CAN YOU SAY “I DO” TO SOMEONE YOU INITIALLY MET AS A PROFILE PICTURE?
Advancements in technology have changed the way we function as a society. Individuals now live on their phones as a lifeline between them and the rest of the world due to the fact that we can receive information faster than ever before. The need for immediate validation has now become prevalent in the world of dating.
With the establishment of the first online dating sites in 1994 and 1995, Kiss.com followed by Match.com, the internet revolutionized dating. Prior to this, our parents and grandparents had to meet their significant others the old-fashioned way: in high school or college, perhaps both reaching for the same orange at the grocery store, a “right place, right time” type of situation. Hardcore romantics would say, “it was love at first sight.”
According to a study conducted by the Pew Research Center, close to 57% of online daters have had a positive experience, followed by 14% describing their experience as very positive and 43% saying it was somewhat positive. The same study found that a small fraction of Americans, about one in ten, have been in a committed relationship with or married someone they met online.
“I was not expecting anything serious at all,” said Emily Gusbeth, a 23-year-old from Newhall, California. “I definitely was not looking at it as a hook-up, but I was like, I wanna get more experience dating.”
Before, Gusbeth was just another curious mind looking for love. She had tried meeting potential partners through social situations, the “old-fashioned way” if you will, but lucked out time after time. After hearing from a friend that she had been on a few dates thanks to the popular dating app Tinder, Emily decided to make an account for herself; little did she know how much it would change her life.

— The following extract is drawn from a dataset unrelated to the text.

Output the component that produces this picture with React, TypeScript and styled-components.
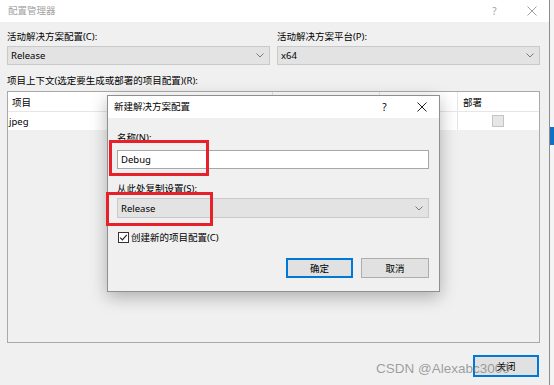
import React from "react";
import styled, { createGlobalStyle } from "styled-components";

const GlobalStyle = createGlobalStyle`
  body {
    margin: 0;
    background: #f0f0f0;
    overflow: hidden;
  }
`;

const Screen = styled.div`
  position: relative;
  display: flex;
  width: 554px;
  height: 385px;
  font-family: "Noto Sans", "Noto Sans CJK SC", sans-serif;
  font-size: 9.5px;
  color: #000;
`;

const MainWindow = styled.div`
  position: relative;
  display: flex;
  flex-direction: column;
  width: 550px;
  box-sizing: border-box;
  border-right: 1px solid #8c8c8c;
  background: #f0f0f0;
`;

const TitleBar = styled.div<{ $height: number; $inactive?: boolean }>`
  display: flex;
  align-items: center;
  height: ${(p) => p.$height}px;
  background: #fff;
  color: ${(p) => (p.$inactive ? "#a3a3a3" : "#000")};
  flex-shrink: 0;
`;

const TitleText = styled.span<{ $left: number }>`
  flex: 1;
  padding-left: ${(p) => p.$left}px;
  line-height: 14px;
`;

const TitleButtons = styled.div`
  display: flex;
  gap: 2px;
`;

const TitleButton = styled.div`
  width: 35px;
  height: 20px;
  display: flex;
  align-items: center;
  justify-content: center;
  font-size: 10px;
`;

const Content = styled.div`
  display: flex;
  flex-direction: column;
  padding: 0 9px 0 7px;
`;

const FieldGrid = styled.div`
  display: grid;
  grid-template-columns: 263px 263px;
  column-gap: 7px;
  margin-top: 7px;
`;

const Field = styled.div`
  display: flex;
  flex-direction: column;
`;

const Label = styled.div<{ $top?: number }>`
  line-height: 15px;
  margin-top: ${(p) => p.$top ?? 0}px;
  white-space: nowrap;
`;

const SelectBox = styled.div<{ $height: number; $top: number }>`
  display: flex;
  align-items: center;
  justify-content: space-between;
  box-sizing: border-box;
  height: ${(p) => p.$height}px;
  margin-top: ${(p) => p.$top}px;
  padding: 0 5px 0 3px;
  background: #e3e3e3;
  border: 1px solid #c9c9c9;
`;

const Table = styled.div`
  margin-top: 3px;
  height: 252px;
  box-sizing: border-box;
  border: 1px solid #a9a9a9;
  background: #f0f0f0;
`;

const TableRow = styled.div<{ $height: number; $header?: boolean }>`
  display: grid;
  grid-template-columns: 265px 107px 78px 80px;
  height: ${(p) => p.$height}px;
  background: #fff;
  border-bottom: ${(p) => (p.$header ? "1px solid #e6e6e6" : "none")};
`;

const Cell = styled.div<{ $pad: number; $divider?: boolean; $center?: boolean }>`
  display: flex;
  align-items: center;
  justify-content: ${(p) => (p.$center ? "center" : "flex-start")};
  padding-left: ${(p) => p.$pad}px;
  border-right: ${(p) => (p.$divider ? "1px solid #e6e6e6" : "none")};
`;

const EmptyBox = styled.div`
  width: 10px;
  height: 10px;
  background: #e6e6e6;
  border: 1px solid #c4c4c4;
`;

const Footer = styled.div`
  display: flex;
  justify-content: flex-end;
  margin-top: 12px;
  padding-right: 1px;
`;

const Button = styled.div<{ $width: number; $height: number; $focused?: boolean }>`
  display: flex;
  align-items: center;
  justify-content: center;
  box-sizing: border-box;
  width: ${(p) => p.$width}px;
  height: ${(p) => p.$height}px;
  background: #e1e1e1;
  border: ${(p) => (p.$focused ? "2px solid #0078d7" : "1px solid #adadad")};
`;

const Dialog = styled.div`
  position: absolute;
  left: 107px;
  top: 95px;
  width: 333px;
  height: 197px;
  box-sizing: border-box;
  display: flex;
  flex-direction: column;
  background: #f0f0f0;
  border: 1px solid #8f8f8f;
  box-shadow: 0 5px 16px rgba(0, 0, 0, 0.28);
`;

const DialogBody = styled.div`
  display: flex;
  flex-direction: column;
  padding: 0 10px 0 9px;
`;

const TextInput = styled.div`
  display: flex;
  align-items: center;
  box-sizing: border-box;
  height: 19px;
  margin-top: 5px;
  padding-left: 3px;
  background: #fff;
  border: 1px solid #a8a8a8;
`;

const CheckRow = styled.div`
  display: flex;
  align-items: center;
  gap: 2px;
  margin-top: 12px;
  padding-left: 1px;
  height: 14px;
`;

const CheckBox = styled.div`
  display: flex;
  align-items: center;
  justify-content: center;
  box-sizing: border-box;
  width: 11px;
  height: 11px;
  background: #fff;
  border: 1px solid #333;
`;

const ButtonRow = styled.div`
  display: flex;
  justify-content: flex-end;
  gap: 8px;
  margin-top: 14px;
`;

const Highlight = styled.div<{ $left: number; $top: number; $w: number; $h: number }>`
  position: absolute;
  left: ${(p) => p.$left}px;
  top: ${(p) => p.$top}px;
  width: ${(p) => p.$w}px;
  height: ${(p) => p.$h}px;
  box-sizing: border-box;
  border: 3px solid #e8202a;
`;

const SideStrip = styled.div`
  flex: 1;
  background: #f4f4f4;
  padding-top: 127px;
`;

const SideMarker = styled.div`
  height: 18px;
  background: #1170c4;
`;

const Watermark = styled.div`
  position: absolute;
  left: 376px;
  top: 362px;
  font-family: "Liberation Sans", Arial, sans-serif;
  font-size: 13.5px;
  line-height: 14px;
  color: rgba(120, 120, 120, 0.7);
  white-space: nowrap;
`;

const Chevron = () => (
  <svg width="8" height="5" viewBox="0 0 8 5">
    <path d="M0.5 0.5 L4 4 L7.5 0.5" fill="none" stroke="#7a7a7a" strokeWidth="1" />
  </svg>
);

const CloseGlyph = ({ color }: { color: string }) => (
  <svg width="10" height="10" viewBox="0 0 10 10">
    <path d="M0.5 0.5 L9.5 9.5 M9.5 0.5 L0.5 9.5" stroke={color} strokeWidth="1" />
  </svg>
);

const Tick = () => (
  <svg width="9" height="9" viewBox="0 0 9 9">
    <path d="M1.2 4.6 L3.4 6.8 L7.8 1.8" fill="none" stroke="#222" strokeWidth="1.2" />
  </svg>
);

const App = (): JSX.Element => {
  return (
    <Screen>
      <GlobalStyle />
      <MainWindow>
        <TitleBar $height={22} $inactive>
          <TitleText $left={8}>配置管理器</TitleText>
          <TitleButtons>
            <TitleButton>?</TitleButton>
            <TitleButton>
              <CloseGlyph color="#a0a0a0" />
            </TitleButton>
          </TitleButtons>
        </TitleBar>
        <Content>
          <FieldGrid>
            <Field>
              <Label>活动解决方案配置(C):</Label>
              <SelectBox $height={19} $top={2}>
                <span>Release</span>
                <Chevron />
              </SelectBox>
            </Field>
            <Field>
              <Label>活动解决方案平台(P):</Label>
              <SelectBox $height={19} $top={2}>
                <span>x64</span>
                <Chevron />
              </SelectBox>
            </Field>
          </FieldGrid>
          <Label $top={8}>项目上下文(选定要生成或部署的项目配置)(R):</Label>
          <Table>
            <TableRow $height={19} $header>
              <Cell $pad={4} $divider>项目</Cell>
              <Cell $pad={4} $divider />
              <Cell $pad={4} $divider />
              <Cell $pad={5}>部署</Cell>
            </TableRow>
            <TableRow $height={18}>
              <Cell $pad={1}>jpeg</Cell>
              <Cell $pad={0} />
              <Cell $pad={0} $divider />
              <Cell $pad={0} $center>
                <EmptyBox />
              </Cell>
            </TableRow>
          </Table>
          <Footer>
            <Button $width={66} $height={22} $focused>
              关闭
            </Button>
          </Footer>
        </Content>

        <Dialog>
          <TitleBar $height={22}>
            <TitleText $left={6}>新建解决方案配置</TitleText>
            <TitleButtons>
              <TitleButton>?</TitleButton>
              <TitleButton>
                <CloseGlyph color="#222" />
              </TitleButton>
            </TitleButtons>
          </TitleBar>
          <DialogBody>
            <Label $top={12}>名称(N):</Label>
            <TextInput>Debug</TextInput>
            <Label $top={12}>从此处复制设置(S):</Label>
            <SelectBox $height={20} $top={2}>
              <span>Release</span>
              <Chevron />
            </SelectBox>
            <CheckRow>
              <CheckBox>
                <Tick />
              </CheckBox>
              <span>创建新的项目配置(C)</span>
            </CheckRow>
            <ButtonRow>
              <Button $width={67} $height={20} $focused>
                确定
              </Button>
              <Button $width={68} $height={20}>
                取消
              </Button>
            </ButtonRow>
          </DialogBody>
          <Highlight $left={1} $top={44} $w={100} $h={36} />
          <Highlight $left={-2} $top={96} $w={107} $h={34} />
        </Dialog>
      </MainWindow>
      <SideStrip>
        <SideMarker />
      </SideStrip>
      <Watermark>CSDN @Alexabc3000</Watermark>
    </Screen>
  );
};

export default App;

“I made [a] Tinder [account] one day before matching with him and I didn’t go on any dates with anyone else… I remember he, like, slid into my messages. I was like ‘yeah, I’ll message him back, it’s Valentine’s Day, I’m lonely,”’ Gusbeth jokes.
Though dating apps are notorious for hook-ups and casual experiences, it isn’t impossible to find a stable and legitimate partner. According to a study conducted by Philipp Hergovich, an economist from the University of Vienna, and Josué Ortega, a researcher at the Center for European Economic Research, couples who meet through dating apps or sites last at least as long as relationships that begin offline and report a higher marital satisfaction rate. These findings contradict the belief that relationships, furthermore marriages, that start online are of lower quality.
While dating apps can help in people’s search for love, there are some obvious disadvantages that come with the territory. People who generally aren’t confident around others can hide behind a profile picture, an aspect that is both positive and a negative; this allows people to become something, or someone, they aren’t. Aside from catfishes and other internet safety issues, there is still some stigma around this growing trend in dating.
“You know what, I think my biggest insecurities going into the relationship was [that] we met on an app… it was just like, I don’t know how this is gonna go and I had to like get over the fact that we met on an app, coz, obviously, growing up I thought I would meet my significant other organically and sometimes I do get jealous of people who have those stories,” said Gusbeth.
At the end of it all, it’s key to understand that life works out differently for everyone. Some do experience the moment when their eyes meet and they instantly fall for their current significant others, while others have a little help from the internet or smartphone apps. Regardless of how you met, all that matters is that you’ve created a relationship so strong and a love so true with someone special.
“But,” Gusbeth continued, “I mean, I gotta look past that and realize like, this is kind of what’s happening now. And it’s what worked for us.”